A cela s’ajoute la tradition locale du « perlage » qui consiste à parer une jeune fille d’à peine 6 ans d’un collier traditionnel de perles tressées et autorise un « fiancé » désigné, souvent de six à sept plus âgé, à avoir avec elle des rapports sexuels quand bon lui semble. « Une pratique affreuse qui fait de l’enfant un objet sexuel », se désole Josephine Kulea.

Cérémonie du « perlage »

Pour secourir les jeunes filles avant qu’elles ne soient mutilées, les équipes du SGF ont tissé un vaste réseau d’informateurs. « Les premières à nous donner des informations lorsqu’un mariage forcé est programmé, ce sont les femmes et les mères de famille qui ne veulent pas que leur fille subissent le même sort », rappelle Mme Kulea qui n’hésite pas, avec les équipes du SGF, à faire irruption au beau milieu d’une cérémonie, accompagnées de policiers en armes, pour interrompre un mariage ou empêcher une excision.

Des opérations coup de poing, parfois violentes, souvent dangereuses. « On reçoit régulièrement des menaces de mort », reconnaît Mme Kulea. Les jeunes filles recueillies de force sont ensuite prises en charge par le SGF et scolarisées, des réunions de réconciliation sont organisées avec les familles. « Aujourd’hui, on sponsorise les études de 300 filles. La plupart retournent dans leur famille après qu’on s’est assuré qu’elles ne seront ni mariées ni excisées. Mais beaucoup sont abandonnées.
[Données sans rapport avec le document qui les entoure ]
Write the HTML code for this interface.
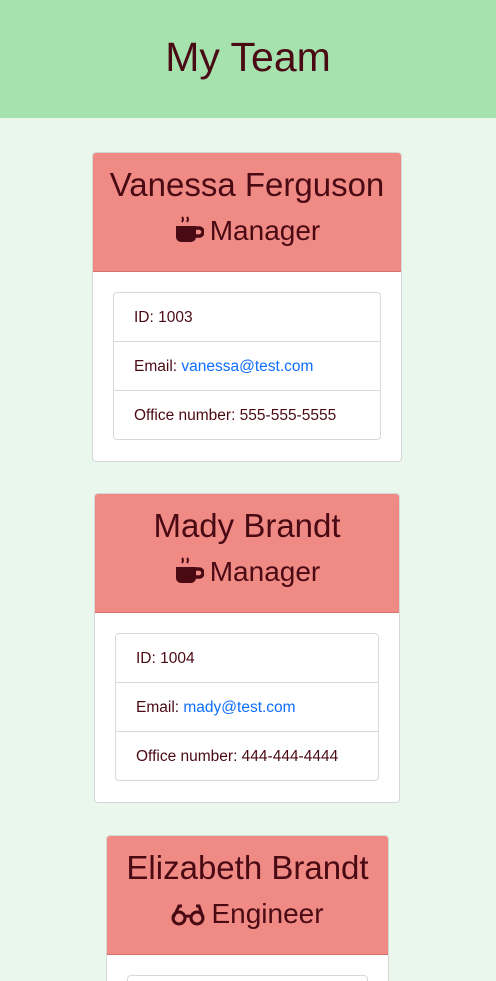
<!DOCTYPE html>
<html><head><meta charset="utf-8"><style>
html,body{margin:0;width:496px;height:981px;overflow:hidden}
body{position:relative;background:#e9f7ec;font-family:"Liberation Sans",sans-serif;color:#4a0a14}
.top{height:118px;background:#a6e2ae;text-align:center;font-size:41px;line-height:114px}
.card{position:absolute;background:#fff;border:1px solid #d6d6d6;border-radius:4px;overflow:hidden}
.hd{background:#f08a84;height:118px;border-bottom:1px solid #d8706c;text-align:center}
.n{font-size:33px;padding-top:13px;line-height:38px}
.r{font-size:28px;line-height:34px;margin-top:10px}
.r svg{vertical-align:-3px;margin-right:6px}
.ul{margin:20px 20px 0;border:1px solid #d9d9d9;border-radius:4px}
.li{height:48px;line-height:50px;padding-left:20px;font-size:15.5px;border-top:1px solid #d9d9d9}
.li:first-child{border-top:0}
a{color:#0d6efd;text-decoration:none}
</style></head><body>
<div class="top">My Team</div>
<div class="card" style="left:92px;top:152px;width:308px;height:308px">
<div class="hd"><div class="n">Vanessa Ferguson</div><div class="r"><svg width="30" height="28" viewBox="0 0 30 28"><path d="M2 11h20v11a5 5 0 0 1-5 5H7a5 5 0 0 1-5-5z" fill="#4a0a14"/><path d="M22 13h3a4 4 0 0 1 0 8h-3" fill="none" stroke="#4a0a14" stroke-width="3.5"/><path d="M8 2q2 2 0 5M13 2q2 2 0 5" stroke="#4a0a14" stroke-width="2" fill="none"/></svg>Manager</div></div>
<div class="ul"><div class="li">ID: 1003</div><div class="li">Email: <a>vanessa@test.com</a></div><div class="li">Office number: 555-555-5555</div></div>
</div>
<div class="card" style="left:94px;top:493px;width:304px;height:308px">
<div class="hd"><div class="n">Mady Brandt</div><div class="r"><svg width="30" height="28" viewBox="0 0 30 28"><path d="M2 11h20v11a5 5 0 0 1-5 5H7a5 5 0 0 1-5-5z" fill="#4a0a14"/><path d="M22 13h3a4 4 0 0 1 0 8h-3" fill="none" stroke="#4a0a14" stroke-width="3.5"/><path d="M8 2q2 2 0 5M13 2q2 2 0 5" stroke="#4a0a14" stroke-width="2" fill="none"/></svg>Manager</div></div>
<div class="ul"><div class="li">ID: 1004</div><div class="li">Email: <a>mady@test.com</a></div><div class="li">Office number: 444-444-4444</div></div>
</div>
<div class="card" style="left:106px;top:835px;width:281px;height:160px">
<div class="hd"><div class="n">Elizabeth Brandt</div><div class="r"><svg width="34" height="24" viewBox="0 0 34 24"><circle cx="8" cy="16" r="6" fill="none" stroke="#4a0a14" stroke-width="3"/><circle cx="26" cy="16" r="6" fill="none" stroke="#4a0a14" stroke-width="3"/><path d="M14 15q3-2 6 0M2 16L8 4h3M32 16L28 4h-3" fill="none" stroke="#4a0a14" stroke-width="3"/></svg>Engineer</div></div>
<div class="ul" style="height:40px"></div>
</div>
</body></html>
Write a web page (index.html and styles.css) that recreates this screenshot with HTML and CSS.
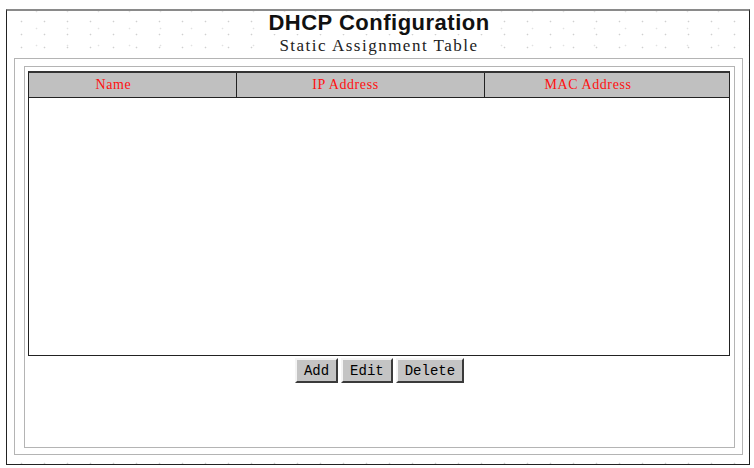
FILE: index.html
```html
<!DOCTYPE html>
<html>
<head>
<meta charset="utf-8">
<title>DHCP Configuration</title>
<link rel="stylesheet" href="styles.css">
</head>
<body>
<div class="frame">
  <div class="title">
    <h1 class="title-main">DHCP Configuration</h1>
    <div class="title-sub">Static Assignment Table</div>
  </div>
  <div class="panel">
    <div class="inner">
      <div class="table">
        <div class="thead">
          <div class="th th-name">Name</div>
          <div class="th th-ip">IP Address</div>
          <div class="th th-mac">MAC Address</div>
        </div>
        <div class="tbody"></div>
      </div>
      <div class="buttons">
        <button class="btn" type="button">Add</button>
        <button class="btn" type="button">Edit</button>
        <button class="btn" type="button">Delete</button>
      </div>
    </div>
  </div>
</div>
</body>
</html>
```

FILE: styles.css
```css
html, body {
  margin: 0;
  padding: 0;
  background: #ffffff;
}

.frame {
  margin: 9px 0 0 6px;
  width: 744px;
  height: 456px;
  box-sizing: border-box;
  border: 1px solid #222222;
  border-top: 2px solid #8a8a8a;
  padding: 0 5px 0 7px;
  display: flex;
  flex-direction: column;
  background-color: #ffffff;
  background-image:
    radial-gradient(circle, rgba(150,150,150,0.45) 0.7px, transparent 1.1px),
    radial-gradient(circle, rgba(170,170,170,0.35) 0.7px, transparent 1.1px);
  background-size: 23px 13px, 31px 17px;
  background-position: 3px 4px, 14px 9px;
}

.title {
  height: 47px;
  padding-top: 1px;
  box-sizing: border-box;
  display: flex;
  flex-direction: column;
  align-items: center;
}

.title-main {
  margin: 0;
  font-family: "Liberation Sans", Arial, sans-serif;
  font-weight: bold;
  font-size: 22px;
  line-height: 22px;
  letter-spacing: 0.5px;
  color: #111111;
  background: #ffffff;
  padding: 0 8px;
}

.title-sub {
  margin-top: 3px;
  font-family: "Liberation Serif", "Times New Roman", serif;
  font-size: 17px;
  line-height: 18px;
  letter-spacing: 1.5px;
  color: #222222;
  background: #ffffff;
  padding: 0 6px;
}

.panel {
  width: 729px;
  height: 397px;
  box-sizing: border-box;
  border: 1px solid #b4b4b4;
  background: #ffffff;
  padding: 7px 0 0 9px;
}

.inner {
  width: 711px;
  height: 382px;
  box-sizing: border-box;
  border: 1px solid #b4b4b4;
  padding: 4px 0 0 3px;
  display: flex;
  flex-direction: column;
}

.table {
  width: 702px;
  height: 285px;
  box-sizing: border-box;
  border: 1px solid #222222;
  border-top: 2px solid #333333;
  display: flex;
  flex-direction: column;
  background: #ffffff;
}

.thead {
  display: grid;
  grid-template-columns: 208px 248px 1fr;
  height: 25px;
  box-sizing: border-box;
  border-bottom: 1px solid #222222;
  background: #c0c0c0;
}

.th {
  display: flex;
  align-items: center;
  justify-content: center;
  font-family: "Liberation Serif", "Times New Roman", serif;
  font-size: 14px;
  letter-spacing: 0.6px;
  color: #ff1010;
  box-sizing: border-box;
}

.th-name {
  border-right: 1px solid #222222;
  padding-right: 38px;
}

.th-ip {
  border-right: 1px solid #222222;
  padding-right: 30px;
}

.th-mac {
  padding-right: 38px;
}

.tbody {
  flex: 1;
}

.buttons {
  display: flex;
  justify-content: center;
  gap: 3px;
  margin-top: 2px;
  padding-right: 3px;
}

.btn {
  height: 25px;
  margin: 0;
  padding: 0 7px;
  box-sizing: border-box;
  background: #c4c4c4;
  border: 2px solid;
  border-color: #f4f4f4 #3a3a3a #3a3a3a #f4f4f4;
  font-family: "Liberation Mono", "Courier New", monospace;
  font-weight: normal;
  font-size: 14px;
  color: #000000;
  cursor: pointer;
}
```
Une centaine habite donc au centre », détaille-t-elle. Il faut aussi s’occuper des nouveau-nés mis au monde par des adolescentes violées après le « perlage » : le centre prend soin de 45 nourrissons.

Josephine Kulea entourée des jeunes filles sauvée par Samburu Girls Foundation (DGF), l’association créée par la Kényane. | Josephine Kulea

L’engagement de Josephine Kulea vient de loin. Sa mère elle-même secourait des jeunes filles menacées de mariages forcés. « Je me souviens qu’à l’école primaire de mon village la classe se vidait semaine après semaine. Toutes mes copines étaient mariées de force et déscolarisées », se souvient-elle. Grâce à l’aide d’un prêtre, la jeune Joséphine échappe au sort des femmes de sa région et suivra des études à Meru puis à l’université de Nyeri, loin du pays samburu.

« Ma propre famille prie pour ma mort ! »

Son premier « sauvetage » suit la fin de ses études, en 2008. Son diplôme d’infirmière en poche, Josephine Kulea, apprend que l’une de ses petites cousines va être mariée à un sexagénaire. « Je suis venue in extremis le jour avant le mariage et j’ai réussi à la sauver », raconte celle qui subit ensuite les foudres de la communauté : « Ma propre famille a organisé des cérémonies traditionnelles, priant pour ma mort ! »

Depuis lors, Josephine Kulea multiplie les opérations de sauvetage, piochant dans son propre salaire pour payer la scolarité des jeunes filles secourues. Ni les hommes politiques locaux ni les églises ne lui sont venus en aide dans son combat. Les mutilations génitales sont pourtant totalement interdites par le droit kényan et critiquées par les religieux. « Mais ils ont peur de perdre des électeurs et des fidèles », enrage-t-elle.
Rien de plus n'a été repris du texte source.